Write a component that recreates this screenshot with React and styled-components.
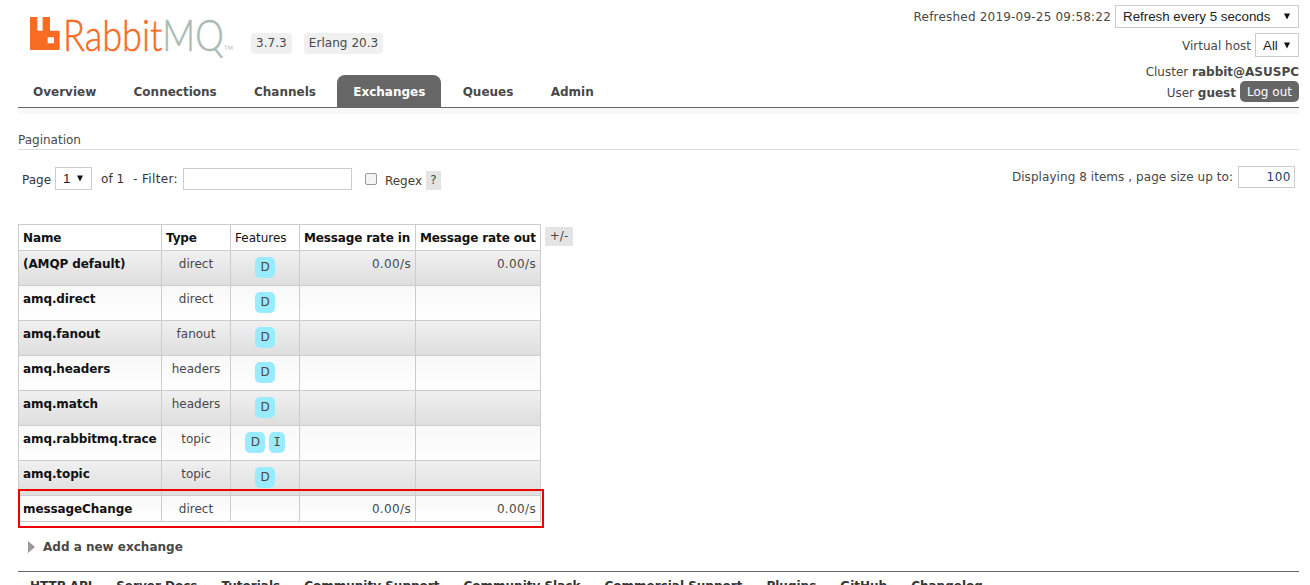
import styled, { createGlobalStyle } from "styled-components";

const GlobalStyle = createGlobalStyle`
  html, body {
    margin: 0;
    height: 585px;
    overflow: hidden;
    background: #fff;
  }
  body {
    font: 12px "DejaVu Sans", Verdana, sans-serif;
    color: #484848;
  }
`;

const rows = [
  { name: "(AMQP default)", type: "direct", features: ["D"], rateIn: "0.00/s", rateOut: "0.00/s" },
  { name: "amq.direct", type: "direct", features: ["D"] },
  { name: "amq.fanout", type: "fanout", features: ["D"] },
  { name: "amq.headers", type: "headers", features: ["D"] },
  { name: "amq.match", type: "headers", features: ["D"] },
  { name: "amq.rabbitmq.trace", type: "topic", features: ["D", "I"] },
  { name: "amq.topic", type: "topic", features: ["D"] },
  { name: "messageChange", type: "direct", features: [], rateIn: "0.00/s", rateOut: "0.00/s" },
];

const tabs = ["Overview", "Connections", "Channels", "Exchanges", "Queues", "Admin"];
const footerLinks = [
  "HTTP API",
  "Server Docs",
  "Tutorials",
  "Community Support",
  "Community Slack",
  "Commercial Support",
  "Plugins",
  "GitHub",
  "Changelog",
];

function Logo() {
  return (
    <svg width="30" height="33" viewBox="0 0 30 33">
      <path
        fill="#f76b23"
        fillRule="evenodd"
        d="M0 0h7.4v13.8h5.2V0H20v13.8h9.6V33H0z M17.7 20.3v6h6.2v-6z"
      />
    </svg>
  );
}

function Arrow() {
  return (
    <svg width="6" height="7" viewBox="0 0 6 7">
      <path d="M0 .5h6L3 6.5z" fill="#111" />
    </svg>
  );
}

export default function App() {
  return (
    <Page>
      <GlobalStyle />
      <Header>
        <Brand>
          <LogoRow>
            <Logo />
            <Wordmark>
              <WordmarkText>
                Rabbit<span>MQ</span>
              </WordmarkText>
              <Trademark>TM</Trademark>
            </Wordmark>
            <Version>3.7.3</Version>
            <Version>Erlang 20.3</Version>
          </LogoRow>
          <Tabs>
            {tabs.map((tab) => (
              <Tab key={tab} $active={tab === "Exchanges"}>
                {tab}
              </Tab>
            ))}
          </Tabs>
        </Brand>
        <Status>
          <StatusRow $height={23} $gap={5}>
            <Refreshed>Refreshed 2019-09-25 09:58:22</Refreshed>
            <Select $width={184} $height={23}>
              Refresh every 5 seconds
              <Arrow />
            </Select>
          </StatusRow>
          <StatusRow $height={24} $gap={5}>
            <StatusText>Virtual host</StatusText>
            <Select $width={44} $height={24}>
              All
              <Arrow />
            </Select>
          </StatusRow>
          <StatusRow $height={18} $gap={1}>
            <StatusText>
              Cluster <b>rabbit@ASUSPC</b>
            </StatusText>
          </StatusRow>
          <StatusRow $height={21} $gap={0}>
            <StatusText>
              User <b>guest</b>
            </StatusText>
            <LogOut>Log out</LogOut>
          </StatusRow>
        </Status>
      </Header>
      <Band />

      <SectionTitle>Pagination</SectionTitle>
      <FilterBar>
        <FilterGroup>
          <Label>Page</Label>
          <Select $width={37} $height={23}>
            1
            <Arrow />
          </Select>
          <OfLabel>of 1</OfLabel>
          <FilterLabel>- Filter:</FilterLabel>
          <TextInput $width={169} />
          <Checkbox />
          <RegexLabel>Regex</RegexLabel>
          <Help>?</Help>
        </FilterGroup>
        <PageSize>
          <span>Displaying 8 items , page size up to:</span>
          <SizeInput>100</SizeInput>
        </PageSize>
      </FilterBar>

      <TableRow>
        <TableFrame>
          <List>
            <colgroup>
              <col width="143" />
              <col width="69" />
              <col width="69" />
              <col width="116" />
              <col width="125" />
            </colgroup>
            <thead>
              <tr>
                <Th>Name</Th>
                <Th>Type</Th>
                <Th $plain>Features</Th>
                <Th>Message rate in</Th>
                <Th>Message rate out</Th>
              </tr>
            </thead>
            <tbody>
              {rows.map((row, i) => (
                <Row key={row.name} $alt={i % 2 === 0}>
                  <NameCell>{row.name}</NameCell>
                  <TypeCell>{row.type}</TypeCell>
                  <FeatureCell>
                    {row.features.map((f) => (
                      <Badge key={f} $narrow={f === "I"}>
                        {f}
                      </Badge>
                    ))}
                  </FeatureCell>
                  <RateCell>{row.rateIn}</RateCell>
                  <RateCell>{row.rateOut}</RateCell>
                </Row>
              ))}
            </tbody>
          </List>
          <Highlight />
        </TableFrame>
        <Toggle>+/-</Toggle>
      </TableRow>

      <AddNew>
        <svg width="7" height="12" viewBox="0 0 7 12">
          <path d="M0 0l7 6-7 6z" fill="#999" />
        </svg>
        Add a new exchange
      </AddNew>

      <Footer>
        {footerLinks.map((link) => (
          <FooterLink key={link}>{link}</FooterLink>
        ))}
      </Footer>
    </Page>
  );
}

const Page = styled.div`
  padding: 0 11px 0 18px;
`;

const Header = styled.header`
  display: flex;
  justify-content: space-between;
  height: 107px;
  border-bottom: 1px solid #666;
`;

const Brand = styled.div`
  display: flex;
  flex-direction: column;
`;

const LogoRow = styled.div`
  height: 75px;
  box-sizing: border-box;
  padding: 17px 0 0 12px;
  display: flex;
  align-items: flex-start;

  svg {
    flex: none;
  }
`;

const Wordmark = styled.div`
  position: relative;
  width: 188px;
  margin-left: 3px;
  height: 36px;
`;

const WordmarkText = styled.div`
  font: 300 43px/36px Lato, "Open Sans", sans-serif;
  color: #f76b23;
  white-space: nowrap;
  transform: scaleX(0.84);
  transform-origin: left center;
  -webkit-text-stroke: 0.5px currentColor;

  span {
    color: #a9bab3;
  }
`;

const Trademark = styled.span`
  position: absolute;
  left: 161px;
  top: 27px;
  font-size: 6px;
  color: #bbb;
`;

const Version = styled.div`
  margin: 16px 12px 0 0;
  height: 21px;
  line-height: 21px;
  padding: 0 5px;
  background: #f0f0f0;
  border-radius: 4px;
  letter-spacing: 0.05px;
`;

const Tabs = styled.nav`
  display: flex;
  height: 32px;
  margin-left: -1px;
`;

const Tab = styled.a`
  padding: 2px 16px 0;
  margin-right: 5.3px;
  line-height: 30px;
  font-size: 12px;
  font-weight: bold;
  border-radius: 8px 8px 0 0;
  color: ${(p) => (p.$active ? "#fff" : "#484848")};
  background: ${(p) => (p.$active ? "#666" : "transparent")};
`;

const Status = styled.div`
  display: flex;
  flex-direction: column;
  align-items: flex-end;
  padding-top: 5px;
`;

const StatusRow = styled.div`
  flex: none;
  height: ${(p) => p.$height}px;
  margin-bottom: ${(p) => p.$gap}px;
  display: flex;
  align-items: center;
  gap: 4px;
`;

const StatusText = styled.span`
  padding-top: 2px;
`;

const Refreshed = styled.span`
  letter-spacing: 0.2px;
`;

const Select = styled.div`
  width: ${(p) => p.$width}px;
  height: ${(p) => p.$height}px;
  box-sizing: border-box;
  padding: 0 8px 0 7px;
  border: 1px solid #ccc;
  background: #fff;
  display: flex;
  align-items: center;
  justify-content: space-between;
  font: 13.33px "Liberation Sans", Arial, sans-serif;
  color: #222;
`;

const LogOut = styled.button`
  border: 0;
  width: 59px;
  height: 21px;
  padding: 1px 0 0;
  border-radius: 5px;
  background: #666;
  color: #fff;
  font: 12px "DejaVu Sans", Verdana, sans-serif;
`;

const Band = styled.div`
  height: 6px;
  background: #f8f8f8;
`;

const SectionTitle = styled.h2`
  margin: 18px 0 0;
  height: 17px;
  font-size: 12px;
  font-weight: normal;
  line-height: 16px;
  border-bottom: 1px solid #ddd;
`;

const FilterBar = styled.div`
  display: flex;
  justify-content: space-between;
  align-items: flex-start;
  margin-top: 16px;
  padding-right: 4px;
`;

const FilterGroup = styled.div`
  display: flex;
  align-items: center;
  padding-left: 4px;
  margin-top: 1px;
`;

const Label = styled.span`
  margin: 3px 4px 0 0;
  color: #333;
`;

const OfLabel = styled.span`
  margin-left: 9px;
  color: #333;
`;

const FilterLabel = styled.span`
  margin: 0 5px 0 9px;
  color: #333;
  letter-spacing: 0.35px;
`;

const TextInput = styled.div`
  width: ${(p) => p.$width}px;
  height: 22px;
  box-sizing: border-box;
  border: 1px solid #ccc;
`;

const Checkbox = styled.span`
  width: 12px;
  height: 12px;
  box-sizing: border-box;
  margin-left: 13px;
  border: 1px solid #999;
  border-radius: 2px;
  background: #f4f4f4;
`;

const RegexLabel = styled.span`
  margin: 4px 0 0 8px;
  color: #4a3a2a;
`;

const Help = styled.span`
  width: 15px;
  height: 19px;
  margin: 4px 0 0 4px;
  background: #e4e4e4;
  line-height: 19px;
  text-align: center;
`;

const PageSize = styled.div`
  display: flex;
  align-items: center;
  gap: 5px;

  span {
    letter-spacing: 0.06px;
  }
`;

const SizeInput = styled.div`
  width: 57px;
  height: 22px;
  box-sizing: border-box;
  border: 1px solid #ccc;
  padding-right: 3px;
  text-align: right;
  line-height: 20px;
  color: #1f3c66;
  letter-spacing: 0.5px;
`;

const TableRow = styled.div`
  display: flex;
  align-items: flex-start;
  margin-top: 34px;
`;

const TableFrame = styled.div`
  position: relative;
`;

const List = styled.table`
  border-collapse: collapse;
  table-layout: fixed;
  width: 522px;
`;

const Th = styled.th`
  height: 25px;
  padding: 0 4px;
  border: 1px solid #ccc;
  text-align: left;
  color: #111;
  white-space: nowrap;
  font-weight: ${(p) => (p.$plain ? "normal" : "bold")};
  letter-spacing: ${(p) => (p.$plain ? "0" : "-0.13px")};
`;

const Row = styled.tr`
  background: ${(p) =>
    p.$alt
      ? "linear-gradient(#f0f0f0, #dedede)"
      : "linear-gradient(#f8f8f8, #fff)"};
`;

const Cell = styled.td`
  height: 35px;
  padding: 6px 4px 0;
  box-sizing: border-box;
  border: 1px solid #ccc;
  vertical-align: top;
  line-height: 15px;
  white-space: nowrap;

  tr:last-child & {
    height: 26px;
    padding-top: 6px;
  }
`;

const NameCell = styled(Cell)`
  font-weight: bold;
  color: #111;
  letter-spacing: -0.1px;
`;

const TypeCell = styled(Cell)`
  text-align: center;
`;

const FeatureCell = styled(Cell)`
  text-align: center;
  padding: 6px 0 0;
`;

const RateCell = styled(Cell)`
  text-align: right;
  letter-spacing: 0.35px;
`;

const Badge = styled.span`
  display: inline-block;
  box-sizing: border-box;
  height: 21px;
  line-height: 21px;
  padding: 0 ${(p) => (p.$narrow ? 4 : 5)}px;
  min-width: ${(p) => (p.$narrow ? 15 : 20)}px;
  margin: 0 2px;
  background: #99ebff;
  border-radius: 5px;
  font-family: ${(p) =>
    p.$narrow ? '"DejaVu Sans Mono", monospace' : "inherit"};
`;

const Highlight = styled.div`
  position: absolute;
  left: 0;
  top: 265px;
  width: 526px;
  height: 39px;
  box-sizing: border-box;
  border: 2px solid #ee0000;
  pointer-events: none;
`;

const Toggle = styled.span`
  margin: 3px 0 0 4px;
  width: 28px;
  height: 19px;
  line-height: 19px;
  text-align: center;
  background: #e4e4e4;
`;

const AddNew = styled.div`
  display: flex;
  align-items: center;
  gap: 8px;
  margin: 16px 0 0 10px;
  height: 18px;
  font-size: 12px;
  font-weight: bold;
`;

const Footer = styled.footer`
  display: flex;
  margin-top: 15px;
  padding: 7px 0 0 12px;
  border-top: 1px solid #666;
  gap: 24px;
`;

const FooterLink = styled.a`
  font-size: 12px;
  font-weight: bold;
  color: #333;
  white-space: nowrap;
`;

☆ ☆ ☆

### Objective
Find every line holding the word "components"; give their count and nothing else.

### Output of the task
2